» **EXERCISE TASK**: Set the listing down again exactly, please, apart from its pictures.

» **RECORDED DATA**:

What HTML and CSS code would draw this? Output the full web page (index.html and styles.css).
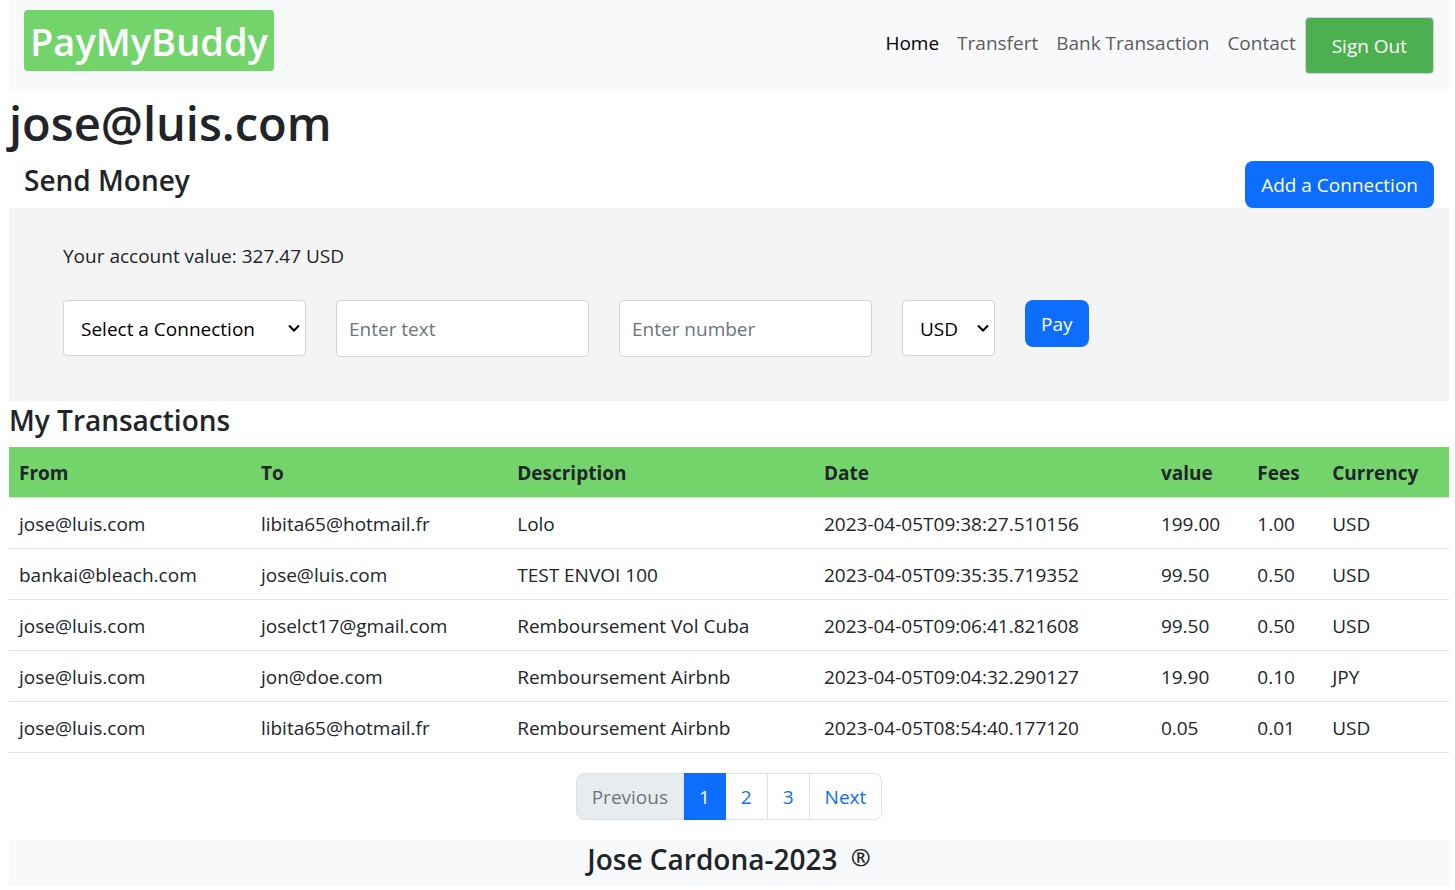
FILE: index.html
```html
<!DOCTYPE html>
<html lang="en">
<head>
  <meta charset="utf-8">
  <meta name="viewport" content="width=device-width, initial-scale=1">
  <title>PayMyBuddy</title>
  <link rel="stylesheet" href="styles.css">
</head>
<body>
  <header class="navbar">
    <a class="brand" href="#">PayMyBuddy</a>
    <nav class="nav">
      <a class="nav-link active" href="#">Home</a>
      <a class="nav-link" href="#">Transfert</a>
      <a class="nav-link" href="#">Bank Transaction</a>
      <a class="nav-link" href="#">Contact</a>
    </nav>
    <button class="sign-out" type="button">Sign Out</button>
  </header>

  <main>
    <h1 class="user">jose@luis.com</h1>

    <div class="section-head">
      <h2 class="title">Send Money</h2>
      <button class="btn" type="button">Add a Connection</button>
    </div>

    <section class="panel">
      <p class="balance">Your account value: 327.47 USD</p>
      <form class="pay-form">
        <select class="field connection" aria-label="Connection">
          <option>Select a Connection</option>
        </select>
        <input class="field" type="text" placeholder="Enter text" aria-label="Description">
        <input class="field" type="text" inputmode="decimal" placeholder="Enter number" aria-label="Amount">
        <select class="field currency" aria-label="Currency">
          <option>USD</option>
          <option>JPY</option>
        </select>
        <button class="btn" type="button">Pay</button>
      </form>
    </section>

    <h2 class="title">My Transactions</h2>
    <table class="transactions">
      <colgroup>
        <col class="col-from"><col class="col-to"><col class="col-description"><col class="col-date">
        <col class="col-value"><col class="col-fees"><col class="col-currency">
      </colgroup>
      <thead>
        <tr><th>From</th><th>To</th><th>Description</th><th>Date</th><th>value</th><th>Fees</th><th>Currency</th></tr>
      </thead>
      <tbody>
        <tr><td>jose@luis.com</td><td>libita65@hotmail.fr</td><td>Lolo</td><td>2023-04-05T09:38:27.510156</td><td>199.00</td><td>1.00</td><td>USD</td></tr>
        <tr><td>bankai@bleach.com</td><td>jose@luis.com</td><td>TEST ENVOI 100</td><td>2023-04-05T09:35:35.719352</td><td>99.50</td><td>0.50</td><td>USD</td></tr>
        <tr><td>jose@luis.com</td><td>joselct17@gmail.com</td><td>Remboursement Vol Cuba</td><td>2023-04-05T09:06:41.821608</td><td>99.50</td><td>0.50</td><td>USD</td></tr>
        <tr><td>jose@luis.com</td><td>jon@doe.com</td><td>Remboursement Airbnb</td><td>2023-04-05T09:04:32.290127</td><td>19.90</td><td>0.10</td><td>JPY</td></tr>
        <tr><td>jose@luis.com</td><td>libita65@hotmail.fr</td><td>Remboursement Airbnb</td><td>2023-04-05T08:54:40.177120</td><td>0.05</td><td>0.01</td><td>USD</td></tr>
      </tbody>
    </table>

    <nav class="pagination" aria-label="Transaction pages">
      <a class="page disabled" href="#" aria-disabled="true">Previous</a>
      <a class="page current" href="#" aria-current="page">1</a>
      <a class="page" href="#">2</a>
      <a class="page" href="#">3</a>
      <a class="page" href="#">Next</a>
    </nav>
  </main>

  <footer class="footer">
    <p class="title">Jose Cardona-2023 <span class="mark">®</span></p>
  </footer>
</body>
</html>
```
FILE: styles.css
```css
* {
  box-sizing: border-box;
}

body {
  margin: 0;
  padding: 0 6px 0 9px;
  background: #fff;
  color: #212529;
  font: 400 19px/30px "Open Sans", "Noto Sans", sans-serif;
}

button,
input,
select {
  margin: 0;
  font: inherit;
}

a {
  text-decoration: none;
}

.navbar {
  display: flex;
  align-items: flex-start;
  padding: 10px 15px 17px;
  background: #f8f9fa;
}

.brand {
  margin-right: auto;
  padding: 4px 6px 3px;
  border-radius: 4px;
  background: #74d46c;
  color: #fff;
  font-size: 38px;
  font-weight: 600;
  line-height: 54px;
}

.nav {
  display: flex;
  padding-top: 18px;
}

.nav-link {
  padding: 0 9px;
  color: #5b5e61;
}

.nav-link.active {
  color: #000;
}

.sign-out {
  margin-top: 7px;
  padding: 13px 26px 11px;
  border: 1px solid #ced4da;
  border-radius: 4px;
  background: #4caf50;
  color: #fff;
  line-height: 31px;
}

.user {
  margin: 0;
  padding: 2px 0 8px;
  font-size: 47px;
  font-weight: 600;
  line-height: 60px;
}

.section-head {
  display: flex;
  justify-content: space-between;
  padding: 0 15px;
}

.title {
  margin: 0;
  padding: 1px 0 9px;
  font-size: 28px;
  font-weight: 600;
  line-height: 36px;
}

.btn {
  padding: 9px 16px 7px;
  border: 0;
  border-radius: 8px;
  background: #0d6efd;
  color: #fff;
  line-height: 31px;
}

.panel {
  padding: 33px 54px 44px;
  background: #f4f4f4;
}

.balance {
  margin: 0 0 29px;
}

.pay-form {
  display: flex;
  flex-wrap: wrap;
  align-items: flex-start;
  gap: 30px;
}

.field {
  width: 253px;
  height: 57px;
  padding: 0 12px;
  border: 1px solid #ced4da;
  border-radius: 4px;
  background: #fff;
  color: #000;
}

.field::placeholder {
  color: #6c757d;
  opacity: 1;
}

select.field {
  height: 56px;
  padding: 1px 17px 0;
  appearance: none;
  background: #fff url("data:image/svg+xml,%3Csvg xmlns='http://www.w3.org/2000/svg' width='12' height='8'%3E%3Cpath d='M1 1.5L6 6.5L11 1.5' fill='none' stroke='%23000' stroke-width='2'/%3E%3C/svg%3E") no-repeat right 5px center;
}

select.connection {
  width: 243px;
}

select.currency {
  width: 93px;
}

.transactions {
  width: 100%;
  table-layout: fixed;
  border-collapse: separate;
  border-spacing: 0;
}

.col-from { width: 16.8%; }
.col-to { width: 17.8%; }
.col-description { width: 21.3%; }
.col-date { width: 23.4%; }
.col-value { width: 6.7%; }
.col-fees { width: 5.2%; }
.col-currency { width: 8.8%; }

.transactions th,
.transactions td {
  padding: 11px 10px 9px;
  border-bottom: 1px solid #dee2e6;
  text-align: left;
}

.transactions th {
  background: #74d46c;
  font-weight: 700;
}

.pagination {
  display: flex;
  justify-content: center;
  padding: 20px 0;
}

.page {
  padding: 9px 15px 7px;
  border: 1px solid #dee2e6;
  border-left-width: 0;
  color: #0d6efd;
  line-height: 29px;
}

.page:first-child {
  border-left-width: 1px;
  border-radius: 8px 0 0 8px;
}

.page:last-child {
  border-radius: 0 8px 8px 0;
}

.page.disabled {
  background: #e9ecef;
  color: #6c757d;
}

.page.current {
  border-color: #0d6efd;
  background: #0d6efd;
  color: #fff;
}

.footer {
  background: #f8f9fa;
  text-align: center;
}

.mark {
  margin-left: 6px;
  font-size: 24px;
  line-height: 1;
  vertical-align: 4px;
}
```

» **FINISHED ANSWER**:
What HTML and CSS code would draw this? Output the full web page (index.html and styles.css).
FILE: index.html
```html
<!DOCTYPE html>
<html lang="en">
<head>
  <meta charset="utf-8">
  <meta name="viewport" content="width=device-width, initial-scale=1">
  <title>PayMyBuddy</title>
  <link rel="stylesheet" href="styles.css">
</head>
<body>
  <header class="navbar">
    <a class="brand" href="#">PayMyBuddy</a>
    <nav class="nav">
      <a class="nav-link active" href="#">Home</a>
      <a class="nav-link" href="#">Transfert</a>
      <a class="nav-link" href="#">Bank Transaction</a>
      <a class="nav-link" href="#">Contact</a>
    </nav>
    <button class="sign-out" type="button">Sign Out</button>
  </header>

  <main>
    <h1 class="user">jose@luis.com</h1>

    <div class="section-head">
      <h2 class="title">Send Money</h2>
      <button class="btn" type="button">Add a Connection</button>
    </div>

    <section class="panel">
      <p class="balance">Your account value: 327.47 USD</p>
      <form class="pay-form">
        <select class="field connection" aria-label="Connection">
          <option>Select a Connection</option>
        </select>
        <input class="field" type="text" placeholder="Enter text" aria-label="Description">
        <input class="field" type="text" inputmode="decimal" placeholder="Enter number" aria-label="Amount">
        <select class="field currency" aria-label="Currency">
          <option>USD</option>
          <option>JPY</option>
        </select>
        <button class="btn" type="button">Pay</button>
      </form>
    </section>

    <h2 class="title">My Transactions</h2>
    <table class="transactions">
      <colgroup>
        <col class="col-from"><col class="col-to"><col class="col-description"><col class="col-date">
        <col class="col-value"><col class="col-fees"><col class="col-currency">
      </colgroup>
      <thead>
        <tr><th>From</th><th>To</th><th>Description</th><th>Date</th><th>value</th><th>Fees</th><th>Currency</th></tr>
      </thead>
      <tbody>
        <tr><td>jose@luis.com</td><td>libita65@hotmail.fr</td><td>Lolo</td><td>2023-04-05T09:38:27.510156</td><td>199.00</td><td>1.00</td><td>USD</td></tr>
        <tr><td>bankai@bleach.com</td><td>jose@luis.com</td><td>TEST ENVOI 100</td><td>2023-04-05T09:35:35.719352</td><td>99.50</td><td>0.50</td><td>USD</td></tr>
        <tr><td>jose@luis.com</td><td>joselct17@gmail.com</td><td>Remboursement Vol Cuba</td><td>2023-04-05T09:06:41.821608</td><td>99.50</td><td>0.50</td><td>USD</td></tr>
        <tr><td>jose@luis.com</td><td>jon@doe.com</td><td>Remboursement Airbnb</td><td>2023-04-05T09:04:32.290127</td><td>19.90</td><td>0.10</td><td>JPY</td></tr>
        <tr><td>jose@luis.com</td><td>libita65@hotmail.fr</td><td>Remboursement Airbnb</td><td>2023-04-05T08:54:40.177120</td><td>0.05</td><td>0.01</td><td>USD</td></tr>
      </tbody>
    </table>

    <nav class="pagination" aria-label="Transaction pages">
      <a class="page disabled" href="#" aria-disabled="true">Previous</a>
      <a class="page current" href="#" aria-current="page">1</a>
      <a class="page" href="#">2</a>
      <a class="page" href="#">3</a>
      <a class="page" href="#">Next</a>
    </nav>
  </main>

  <footer class="footer">
    <p class="title">Jose Cardona-2023 <span class="mark">®</span></p>
  </footer>
</body>
</html>
```
FILE: styles.css
```css
* {
  box-sizing: border-box;
}

body {
  margin: 0;
  padding: 0 6px 0 9px;
  background: #fff;
  color: #212529;
  font: 400 19px/30px "Open Sans", "Noto Sans", sans-serif;
}

button,
input,
select {
  margin: 0;
  font: inherit;
}

a {
  text-decoration: none;
}

.navbar {
  display: flex;
  align-items: flex-start;
  padding: 10px 15px 17px;
  background: #f8f9fa;
}

.brand {
  margin-right: auto;
  padding: 4px 6px 3px;
  border-radius: 4px;
  background: #74d46c;
  color: #fff;
  font-size: 38px;
  font-weight: 600;
  line-height: 54px;
}

.nav {
  display: flex;
  padding-top: 18px;
}

.nav-link {
  padding: 0 9px;
  color: #5b5e61;
}

.nav-link.active {
  color: #000;
}

.sign-out {
  margin-top: 7px;
  padding: 13px 26px 11px;
  border: 1px solid #ced4da;
  border-radius: 4px;
  background: #4caf50;
  color: #fff;
  line-height: 31px;
}

.user {
  margin: 0;
  padding: 2px 0 8px;
  font-size: 47px;
  font-weight: 600;
  line-height: 60px;
}

.section-head {
  display: flex;
  justify-content: space-between;
  padding: 0 15px;
}

.title {
  margin: 0;
  padding: 1px 0 9px;
  font-size: 28px;
  font-weight: 600;
  line-height: 36px;
}

.btn {
  padding: 9px 16px 7px;
  border: 0;
  border-radius: 8px;
  background: #0d6efd;
  color: #fff;
  line-height: 31px;
}

.panel {
  padding: 33px 54px 44px;
  background: #f4f4f4;
}

.balance {
  margin: 0 0 29px;
}

.pay-form {
  display: flex;
  flex-wrap: wrap;
  align-items: flex-start;
  gap: 30px;
}

.field {
  width: 253px;
  height: 57px;
  padding: 0 12px;
  border: 1px solid #ced4da;
  border-radius: 4px;
  background: #fff;
  color: #000;
}

.field::placeholder {
  color: #6c757d;
  opacity: 1;
}

select.field {
  height: 56px;
  padding: 1px 17px 0;
  appearance: none;
  background: #fff url("data:image/svg+xml,%3Csvg xmlns='http://www.w3.org/2000/svg' width='12' height='8'%3E%3Cpath d='M1 1.5L6 6.5L11 1.5' fill='none' stroke='%23000' stroke-width='2'/%3E%3C/svg%3E") no-repeat right 5px center;
}

select.connection {
  width: 243px;
}

select.currency {
  width: 93px;
}

.transactions {
  width: 100%;
  table-layout: fixed;
  border-collapse: separate;
  border-spacing: 0;
}

.col-from { width: 16.8%; }
.col-to { width: 17.8%; }
.col-description { width: 21.3%; }
.col-date { width: 23.4%; }
.col-value { width: 6.7%; }
.col-fees { width: 5.2%; }
.col-currency { width: 8.8%; }

.transactions th,
.transactions td {
  padding: 11px 10px 9px;
  border-bottom: 1px solid #dee2e6;
  text-align: left;
}

.transactions th {
  background: #74d46c;
  font-weight: 700;
}

.pagination {
  display: flex;
  justify-content: center;
  padding: 20px 0;
}

.page {
  padding: 9px 15px 7px;
  border: 1px solid #dee2e6;
  border-left-width: 0;
  color: #0d6efd;
  line-height: 29px;
}

.page:first-child {
  border-left-width: 1px;
  border-radius: 8px 0 0 8px;
}

.page:last-child {
  border-radius: 0 8px 8px 0;
}

.page.disabled {
  background: #e9ecef;
  color: #6c757d;
}

.page.current {
  border-color: #0d6efd;
  background: #0d6efd;
  color: #fff;
}

.footer {
  background: #f8f9fa;
  text-align: center;
}

.mark {
  margin-left: 6px;
  font-size: 24px;
  line-height: 1;
  vertical-align: 4px;
}
```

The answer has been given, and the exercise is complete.